The points on this graph show the relationship between two different types of variables, an independent variable and a dependent variable. The independent variable is the number of blackberry bushes in the area. This number changes due to things like droughts and forest fires.
But it is, for the purposes of this example, independent of the number of bears in the area. The number of bears in the area is the dependent variable, because its value depends on the independent variable. Bears like to eat blackberries. The points on this graph illustrate this relationship.
Looking at the white line drawn through these points, we can clearly see that as the number of blackberry bushes increases, the number of bears increases. When an increase in the independent variable causes an increase in the dependent variable, we say that the variables have a positive relationship.
This graph shows the number of fishers fishing in the pond and the average number of fish caught per fisher. If there is just one fisher, she has the whole pond to herself and she catches four fish. Looking at the white line drawn through all of these points, we can clearly see that is the number of fishers increases, there is more competition for the fish in the pond and the average number of fish caught per fisher decreases. When an increase in one variable causes a decrease in the other variable, we say that the variables have a negative relationship.
Now, consider the points on a graph with the number of cave paintings in the cave measured on the horizontal axis and the number of antelopes grazing in the forest on the vertical axis. If these variables are unrelated, an increase in the number of cave paintings won't cause a change in the number of antelopes grazing in the forest. So the line through these points will be horizontal, in this case showing us that there will be 30 antelopes grazing in the forest, regardless of the number of paintings in the cave.
We can better understand how changes in an independent variable affect the dependent variable, by looking at the slope of the line that depicts their relationship. The slope of a line between two points is found by dividing the rise in the line by the run. The rise is the change in the line's height found as the change in the y-axis variable. The run is the change from left to right found as the change in the x-axis variable.
In this graph, the rise is 6 and the run is 3. So the slope of the line between point A and point B is 6 over 3, or 2. In this, graph the rise is negative 2, because we go down two from point C to point D and the run is 4. So the slope of the line between point C and point D is negative 0.5.

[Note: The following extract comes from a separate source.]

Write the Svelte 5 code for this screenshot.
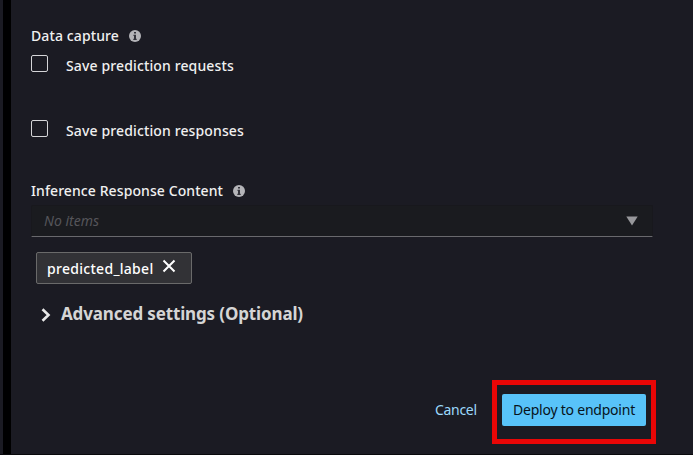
<script>
  let captures = $state([
    { label: 'Save prediction requests', checked: false },
    { label: 'Save prediction responses', checked: false },
  ]);
</script>

{#snippet info()}
  <svg class="info" width="12" height="12" viewBox="0 0 12 12" aria-hidden="true">
    <circle cx="6" cy="6" r="6" fill="#b4b4b8" />
    <path d="M5 2h2v1.600H5zM4.500 4.700H7v4h.700V10H4.300V8.700H5V6h-.500z" fill="#33333b" />
  </svg>
{/snippet}

<div class="page">
  <div class="divider"></div>
  <main>
    <div class="heading first"><span class="t-data">Data capture</span>{@render info()}</div>
    {#each captures as item}
      <label class="check">
        <input type="checkbox" bind:checked={item.checked} />
        <span>{item.label}</span>
      </label>
    {/each}
    <div class="heading second"><span class="t-inf">Inference Response Content</span>{@render info()}</div>
    <div class="select">
      <span>No items</span>
      <svg width="12" height="10" viewBox="0 0 12 10"><path d="M.3.500h11.400L6 9.500z" fill="#97979b" /></svg>
    </div>
    <div class="tag">
      <span>predicted_label</span>
      <svg width="14" height="14" viewBox="0 0 14 14"><path d="M1.500 1.500l11 11M12.500 1.500l-11 11" stroke="#fff" stroke-width="2" fill="none" /></svg>
    </div>
    <div class="advanced">
      <svg width="10" height="14" viewBox="0 0 10 14"><path d="M1.500 1.200L7.500 7l-6 5.800" stroke="#e8e8e8" stroke-width="2.600" fill="none" /></svg>
      <span>Advanced settings (Optional)</span>
    </div>
    <footer>
      <button class="cancel">Cancel</button>
      <div class="highlight"><button class="deploy">Deploy to endpoint</button></div>
    </footer>
  </main>
</div>

<style>
  .page {
    box-sizing: border-box;
    width: 693px;
    height: 455px;
    padding-left: 3px;
    display: flex;
    overflow: hidden;
    background: #1b1b23;
    border-bottom: 1px solid #09090c;
    color: #f0f0f0;
    font: 500 14px/20px "Noto Sans", "Open Sans", sans-serif;
  }
  .divider { width: 8px; height: 455px; background: #000; }
  main { flex: 1; padding-left: 20px; display: flex; flex-direction: column; }
  span, button { white-space: nowrap; }
  .heading { display: flex; align-items: center; height: 20px; gap: 10px; }
  .heading span { width: 88px; letter-spacing: 0.11px; }
  .heading .t-inf { width: 192px; letter-spacing: 0.09px; }
  .first { margin-top: 26px; }
  .second { margin-top: 5px; }
  .check { display: flex; height: 65px; gap: 18px; align-items: flex-start; }
  .check span { margin-top: 10px; letter-spacing: 0.13px; }
  input {
    appearance: none;
    box-sizing: border-box;
    width: 17px;
    height: 17px;
    margin: 9px 0 0;
    border: 1px solid #d5d5d8;
    border-radius: 2px;
  }
  .select {
    box-sizing: border-box;
    width: 622px;
    height: 32px;
    margin-top: 4px;
    padding: 0 14px 0 12px;
    display: flex;
    align-items: center;
    justify-content: space-between;
    background: #1a1b1f;
    border: 1px solid #18181d;
    border-bottom-color: #69696d;
    border-radius: 2px 2px 0 0;
    color: #55555a;
    font-size: 14px;
    font-weight: 400;
    font-style: italic;
  }
  .tag {
    box-sizing: border-box;
    width: 156px;
    height: 32px;
    margin: 15px 0 0 5px;
    padding-left: 10px;
    display: flex;
    align-items: center;
    background: #323236;
    border: 1px solid #6a6a6a;
    border-radius: 2px;
    color: #fff;
  }
  .tag span { width: 115px; padding-top: 2px; letter-spacing: 0.29px; }
  .tag svg { margin-top: -4px; }
  .advanced {
    display: flex;
    align-items: center;
    height: 24px;
    margin: 18px 0 0 10px;
    gap: 10px;
    color: #d5d5d5;
    font-size: 17px;
    font-weight: 700;
    letter-spacing: -0.14px;
  }
  .advanced svg { margin-top: 2px; }
  footer { display: flex; align-items: center; margin-top: 54px; padding-left: 404px; }
  button { border: 0; padding: 0; font: inherit; background: none; }
  .cancel { width: 57px; margin-top: -4px; text-align: left; color: #9cd9fb; font-weight: 400; letter-spacing: -0.3px; }
  .highlight {
    box-sizing: border-box;
    width: 164px;
    height: 64px;
    padding: 9px 5px;
    border: 5px solid #e90606;
  }
  .deploy { width: 144px; height: 32px; border-radius: 2px; background: #58c3f9; color: #07131b; font-weight: 400; letter-spacing: -0.22px; }
</style>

A straight line has the same slope everywhere along the line. An upward sloping line has a positive slope. A downward sloping line has a negative slope. A flat line has a slope of 0. And a vertical line has a slope that is infinite or undefined.
The slope of a curved line changes as you move along the line. This graph shows how the total number of bear burgers sold by Cave Brothers Restaurant increased over time, which they measured with moons, as in the expression many moons ago. The slope of a curve at any point is the same as the slope of a straight line that touches the curve at that point.
We can see that the slope of a line touching this curve is positive, but decreases over time. The positive slope tells us that more burgers were sold every day. The decreasing slope tells us that daily sales, though positive, were getting smaller and smaller.
Now, consider this graph, which shows the relationship between the season and the number of tourists at Monmouth Cave. As winter approaches, fewer people visit the cave, with a minimal number in the dead of winter. And then, spring brings more visitors. The slope of this line starts out negative, because the number of tourists decreases in the winter.
The increase in the slope, going from a large negative number to a smaller negative number, tells us that the drop in visitors starts out large and then gets smaller. The slope is 0 at the minimum tourism level. And the slope is positive as spring approaches. The slope continues to increase when it becomes positive, showing that the increases in visitors get larger and larger.
The last graph that I want to show you is called the bar graph, because it uses bars of various lengths or heights to show the values of a dependent variable. This bar graph shows us, in a clear and concise manner, the number of pieces of firewood collected in one week by each cave dweller. This bar graph shows us the number of cave dwellers collected in one week by each bear.
They say a picture is worth a thousand words. The same is true for graphs. Get to know graphs and you will gain a tool that economists have found to be almost as useful as fire.